** STATED PROBLEM **
Pull out every line of the listing below where "styles" appears.

━━ DATA BLOCK

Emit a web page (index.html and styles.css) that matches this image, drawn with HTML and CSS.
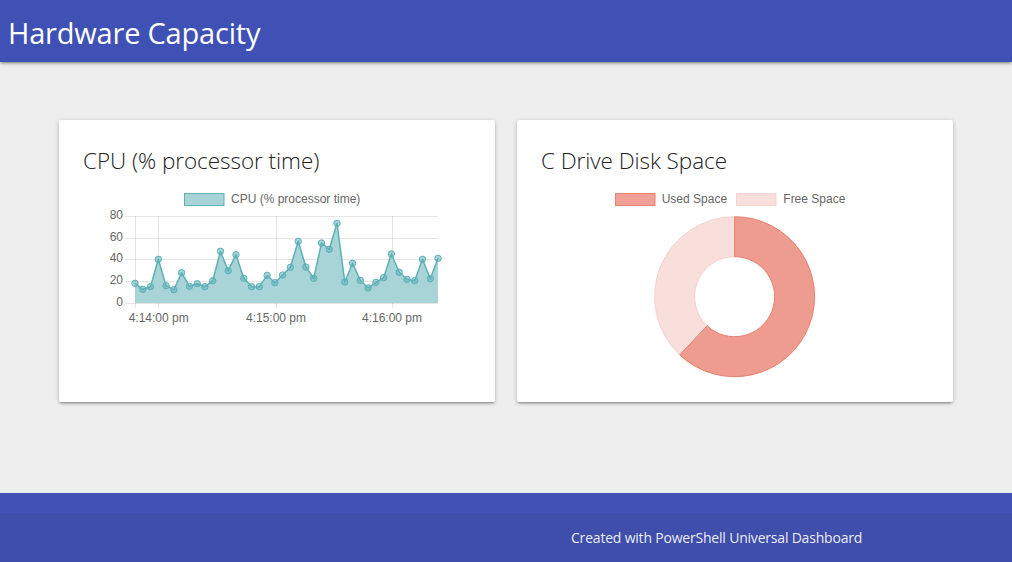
FILE: index.html
```html
<!DOCTYPE html>
<html lang="en">
<head>
<meta charset="utf-8">
<title>Hardware Capacity</title>
<link rel="stylesheet" href="styles.css">
</head>
<body>
<header class="nav">
  <div class="brand">Hardware Capacity</div>
</header>
<main class="content">
  <div class="row">
    <section class="card">
      <h2 class="card-title">CPU (% processor time)</h2>
      <svg class="chart" width="388" height="160" viewBox="83 176 388 160">
        <g class="grid">
          <line x1="125" y1="216.5" x2="438" y2="216.5"/>
          <line x1="125" y1="238.5" x2="438" y2="238.5"/>
          <line x1="125" y1="259.5" x2="438" y2="259.5"/>
          <line x1="125" y1="281.5" x2="438" y2="281.5"/>
          <line x1="125" y1="303.5" x2="438" y2="303.5"/>
          <line x1="135.5" y1="216" x2="135.5" y2="308"/>
          <line x1="158.5" y1="216" x2="158.5" y2="308"/>
          <line x1="276.5" y1="216" x2="276.5" y2="308"/>
          <line x1="392.5" y1="216" x2="392.5" y2="308"/>
        </g>
        <polygon class="area" points="135,303 135,283.3 142.8,289.3 150.5,286.7 158.3,259.3 166.1,285.7 173.9,289.7 181.6,272.7 189.4,286.3 197.2,283.7 204.9,286.7 212.7,280.7 220.5,251.3 228.2,270.7 236,254.7 243.8,278.3 251.6,286.7 259.3,286.7 267.1,275.3 274.9,282.7 282.6,275 290.4,267.3 298.2,241.3 305.9,267 313.7,278.3 321.5,243 329.3,249.3 337,223.3 344.8,282 352.6,263.3 360.3,280.3 368.1,288 375.9,282.3 383.6,277.7 391.4,254 399.2,272.3 407,279.3 414.7,280.7 422.5,259.3 430.3,278.7 438,258.3 438,303"/>
        <polyline class="line" points="135,283.3 142.8,289.3 150.5,286.7 158.3,259.3 166.1,285.7 173.9,289.7 181.6,272.7 189.4,286.3 197.2,283.7 204.9,286.7 212.7,280.7 220.5,251.3 228.2,270.7 236,254.7 243.8,278.3 251.6,286.7 259.3,286.7 267.1,275.3 274.9,282.7 282.6,275 290.4,267.3 298.2,241.3 305.9,267 313.7,278.3 321.5,243 329.3,249.3 337,223.3 344.8,282 352.6,263.3 360.3,280.3 368.1,288 375.9,282.3 383.6,277.7 391.4,254 399.2,272.3 407,279.3 414.7,280.7 422.5,259.3 430.3,278.7 438,258.3"/>
        <g class="pts">
          <circle cx="135" cy="283.3" r="3.2"/><circle cx="142.8" cy="289.3" r="3.2"/><circle cx="150.5" cy="286.7" r="3.2"/><circle cx="158.3" cy="259.3" r="3.2"/>
          <circle cx="166.1" cy="285.7" r="3.2"/><circle cx="173.9" cy="289.7" r="3.2"/><circle cx="181.6" cy="272.7" r="3.2"/><circle cx="189.4" cy="286.3" r="3.2"/>
          <circle cx="197.2" cy="283.7" r="3.2"/><circle cx="204.9" cy="286.7" r="3.2"/><circle cx="212.7" cy="280.7" r="3.2"/><circle cx="220.5" cy="251.3" r="3.2"/>
          <circle cx="228.2" cy="270.7" r="3.2"/><circle cx="236" cy="254.7" r="3.2"/><circle cx="243.8" cy="278.3" r="3.2"/><circle cx="251.6" cy="286.7" r="3.2"/>
          <circle cx="259.3" cy="286.7" r="3.2"/><circle cx="267.1" cy="275.3" r="3.2"/><circle cx="274.9" cy="282.7" r="3.2"/><circle cx="282.6" cy="275" r="3.2"/>
          <circle cx="290.4" cy="267.3" r="3.2"/><circle cx="298.2" cy="241.3" r="3.2"/><circle cx="305.9" cy="267" r="3.2"/><circle cx="313.7" cy="278.3" r="3.2"/>
          <circle cx="321.5" cy="243" r="3.2"/><circle cx="329.3" cy="249.3" r="3.2"/><circle cx="337" cy="223.3" r="3.2"/><circle cx="344.8" cy="282" r="3.2"/>
          <circle cx="352.6" cy="263.3" r="3.2"/><circle cx="360.3" cy="280.3" r="3.2"/><circle cx="368.1" cy="288" r="3.2"/><circle cx="375.9" cy="282.3" r="3.2"/>
          <circle cx="383.6" cy="277.7" r="3.2"/><circle cx="391.4" cy="254" r="3.2"/><circle cx="399.2" cy="272.3" r="3.2"/><circle cx="407" cy="279.3" r="3.2"/>
          <circle cx="414.7" cy="280.7" r="3.2"/><circle cx="422.5" cy="259.3" r="3.2"/><circle cx="430.3" cy="278.7" r="3.2"/><circle cx="438" cy="258.3" r="3.2"/>
        </g>
        <g class="ylab">
          <text x="123" y="219">80</text>
          <text x="123" y="240.7">60</text>
          <text x="123" y="262.3">40</text>
          <text x="123" y="284">20</text>
          <text x="123" y="305.7">0</text>
        </g>
        <g class="xlab">
          <text x="158.7" y="322">4:14:00 pm</text>
          <text x="276" y="322">4:15:00 pm</text>
          <text x="392" y="322">4:16:00 pm</text>
        </g>
        <rect class="legend-cpu" x="184.5" y="193.5" width="39.5" height="12"/>
        <text class="legend-text" x="231" y="203">CPU (% processor time)</text>
      </svg>
    </section>
    <section class="card">
      <h2 class="card-title">C Drive Disk Space</h2>
      <svg class="chart" width="388" height="200" viewBox="541 176 388 200">
        <rect class="legend-used" x="615.5" y="193.5" width="39.5" height="12"/>
        <text class="legend-text" x="661.7" y="203">Used Space</text>
        <rect class="legend-free" x="736.5" y="193.5" width="39.5" height="12"/>
        <text class="legend-text" x="783.3" y="203">Free Space</text>
        <path class="slice-free" d="M 679.7 354.9 A 80 80 0 0 1 734.7 216.7 L 734.7 256.7 A 40 40 0 0 0 707.2 325.8 Z"/>
        <path class="slice-used" d="M 734.7 216.7 A 80 80 0 1 1 679.7 354.9 L 707.2 325.8 A 40 40 0 1 0 734.7 256.7 Z"/>
      </svg>
    </section>
  </div>
</main>
<footer class="page-footer">
  <div class="footer-copyright">
    <span class="footer-text">Created with PowerShell Universal Dashboard</span>
  </div>
</footer>
</body>
</html>
```
FILE: styles.css
```css
html, body {
  margin: 0;
  padding: 0;
}
body {
  background: #eeeeee;
  font-family: "Open Sans", "Noto Sans", sans-serif;
  color: rgba(0, 0, 0, 0.87);
}
.nav {
  height: 62px;
  background: #3f51b5;
  box-shadow: 0 2px 2px 0 rgba(0,0,0,.14), 0 3px 1px -2px rgba(0,0,0,.12), 0 1px 5px 0 rgba(0,0,0,.2);
  position: relative;
  z-index: 2;
  display: flex;
  align-items: center;
}
.brand {
  color: #fff;
  font-size: 29px;
  padding-left: 8px;
  padding-top: 2px;
  letter-spacing: -0.2px;
}
.content {
  box-sizing: border-box;
  height: 431px;
  padding-top: 58px;
}
.row {
  display: flex;
  justify-content: center;
  gap: 22px;
}
.card {
  box-sizing: border-box;
  width: 436px;
  height: 282px;
  background: #fff;
  border-radius: 2px;
  padding: 24px;
  box-shadow: 0 2px 2px 0 rgba(0,0,0,.14), 0 3px 1px -2px rgba(0,0,0,.12), 0 1px 5px 0 rgba(0,0,0,.2);
}
.card-title {
  margin: 0;
  padding-top: 1px;
  font-size: 22.5px;
  font-weight: 300;
  line-height: 31px;
  color: #222;
  letter-spacing: -0.05px;
}
.chart {
  display: block;
  overflow: visible;
}
.grid line {
  stroke: rgba(0, 0, 0, 0.1);
  stroke-width: 1;
}
.area {
  fill: #a8d4d8;
}
.line {
  fill: none;
  stroke: #5cb1b7;
  stroke-width: 1.5;
  stroke-linejoin: round;
}
.pts circle {
  fill: rgba(92, 177, 183, 0.55);
  stroke: #5cb1b7;
  stroke-width: 1;
}
.ylab text, .xlab text, .legend-text {
  font-family: "Liberation Sans", Arial, sans-serif;
  font-size: 12px;
  fill: #666;
}
.ylab text {
  text-anchor: end;
}
.xlab text {
  text-anchor: middle;
}
.legend-cpu {
  fill: #a8d4d8;
  stroke: #5cb1b7;
  stroke-width: 1;
}
.legend-used {
  fill: #f1a195;
  stroke: #e8806f;
  stroke-width: 1;
}
.legend-free {
  fill: #f9dfdb;
  stroke: #f7d4ce;
  stroke-width: 1;
}
.slice-used {
  fill: #ed9c8f;
  stroke: #e8806f;
  stroke-width: 1;
}
.slice-free {
  fill: #f8dfdb;
  stroke: #f5d2cc;
  stroke-width: 1;
}
.page-footer {
  background: #3f51b5;
  padding-top: 20px;
}
.footer-copyright {
  height: 49px;
  line-height: 49px;
  background: rgba(51, 51, 51, 0.08);
  color: rgba(255, 255, 255, 0.92);
  font-size: 14px;
  padding-left: 571px;
}
.footer-text {
  letter-spacing: -0.2px;
}
```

━━━━

** FINAL RESULT **
Emit a web page (index.html and styles.css) that matches this image, drawn with HTML and CSS.
<link rel="stylesheet" href="styles.css">
FILE: styles.css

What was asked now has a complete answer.